Okay cool. The question does state an interval which is more than a single point.

So [itex](-\infty,-1][/itex] would be an acceptable interval then is the conclusion?
 
Yes, it would. In fact, since the "turning points" are at [itex]x= \pm\sqrt{3}/3[/itex], "maximal" intervals on which f(x)= x3- x+ 1 is an injection are
[tex]\left[-\infty, -\frac{\sqrt{3}}{3}\right][/tex]
[tex]\left[-\frac{\sqrt{3}}{3}, \frac{\sqrt{3}}{3}\right][/tex]
and
[tex]\left[\frac{\sqrt{3}}{3}, \infty\right][/tex]
 
Nok1 said:
Okay cool. The question does state an interval which is more than a single point.

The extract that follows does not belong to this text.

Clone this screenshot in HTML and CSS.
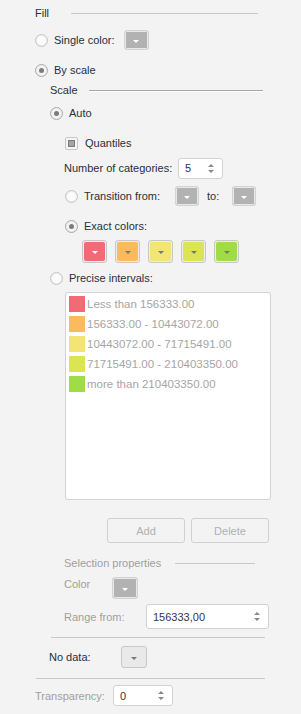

{1} = [1, 1] is an interval.
 
Yes, of course. The point was that the question asked to find "an interval which was more than a single point". It wouldn't be necessary to add "which was more than a single point" if there were no intervals containing only a single point.
 
HallsofIvy said:
Yes, of course. The point was that the question asked to find "an interval which was more than a single point". It wouldn't be necessary to add "which was more than a single point" if there were no intervals containing only a single point.

Yes, but that was posted only after my post.
 
Sorry about being unclear in the beginning. Thanks for the replies.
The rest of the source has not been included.